Heimat ou « chez soi » en germanique. Pierre renoue avec ses racines du nord pour le nom et son Italie par la cuisine du sud, familiale et contemporaine. La cuisine qu’il aime manger, faire, transmettre et partager. Dans cette ancienne oisellerie, Pierre confie les cuisines à Michele Farnesi.

Mais chut, Pierre a un projet, autour du Pain. Quand et où, le livre ne le dit pas !… le chef est déjà parti vers d’autres cieux !

LES RECETTES

Ce livre n’est pas un livre de recettes mais un livre d’histoire, même si une trentaine de recettes emblématiques de chaque établissement ponctuent les pages. Des recttes joie de vivre, famille, générosité, appétit.
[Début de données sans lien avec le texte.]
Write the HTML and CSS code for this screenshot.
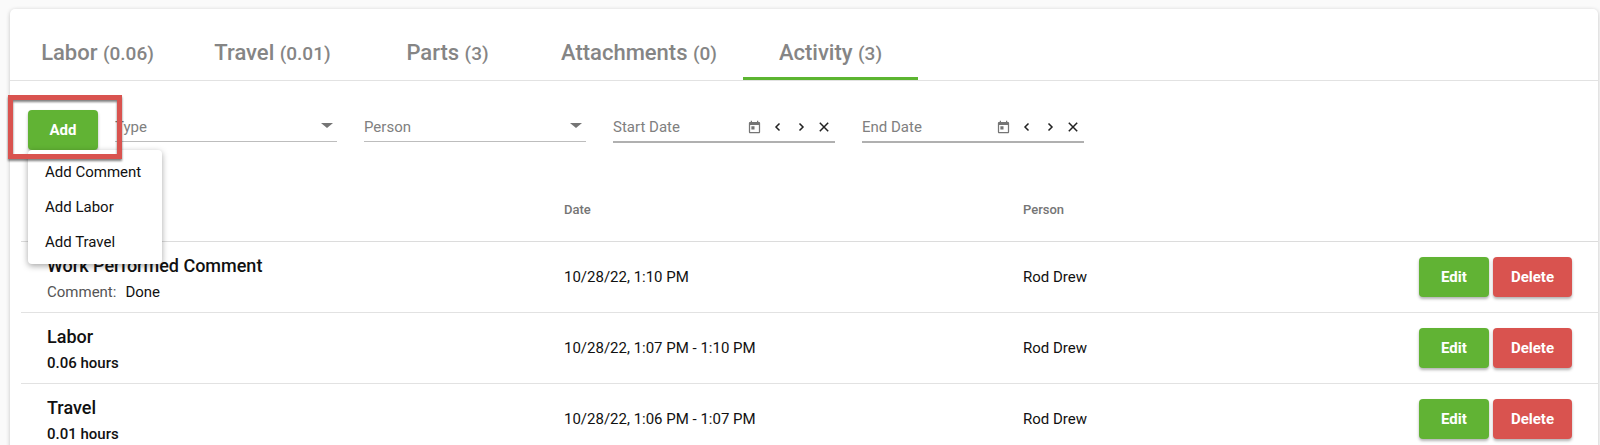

La bocca, « Pancetta toscana », « Crostone, aubergine brûlée, bufala » ou « Tomates du jardin » juteuses et envoûtantes, « Crostata di ricotta »

A la crémerie, « Soupe du bonheur », « Lapin & polenta » et « Gâteau de Zoé », sa fille, au chocolat.

Racines, « Foie gras mi-cuit, radis multicolores », « Tarte au chocolat, caramel beurre salé ».

Vivant table & Vivant cave : « Légumes de saison, risotto au bouillon et parmesan », « Salade d’orange, fenouil, noisettes et jus de betterave ».

Au-delà de ses recettes, simples et savoureuses, teintées d’influences françaises et italiennes, ce sont des recettes qui racontent des histoires, des fils de vie.

Avec des produits régionaux de très bonne qualité (charcuterie, fromages, antipasti…).

LE PHOTOGRAPHE

Marti Bruno

Le photographe Martin Bruno, frère
de la styliste Vanessa Bruno, a notamment publié Brut de Camargue : Cuisine sous influence locale (Actes Sud, 2012).Il illustre à merveille les pages du livre avec des photos sepia ou justes teintées de jolies filles et de vieilles voitures, des portraits, des phots de famille et d’amitié, des produits et des gestes. 

LES +

Pierre Jancou se dévoile avec pudeur sous les mots de François Simon.

Il livre ici une leçon de vie et de convivialité, de gastronomie et de culture.

La mise en page, la couverture version toile de jeans.

L’univers visuel et décalé.

LES –

Pas de témoignage direct du chef.

Il faut deviner à travers la plume et l’objectif ses prochains voyages.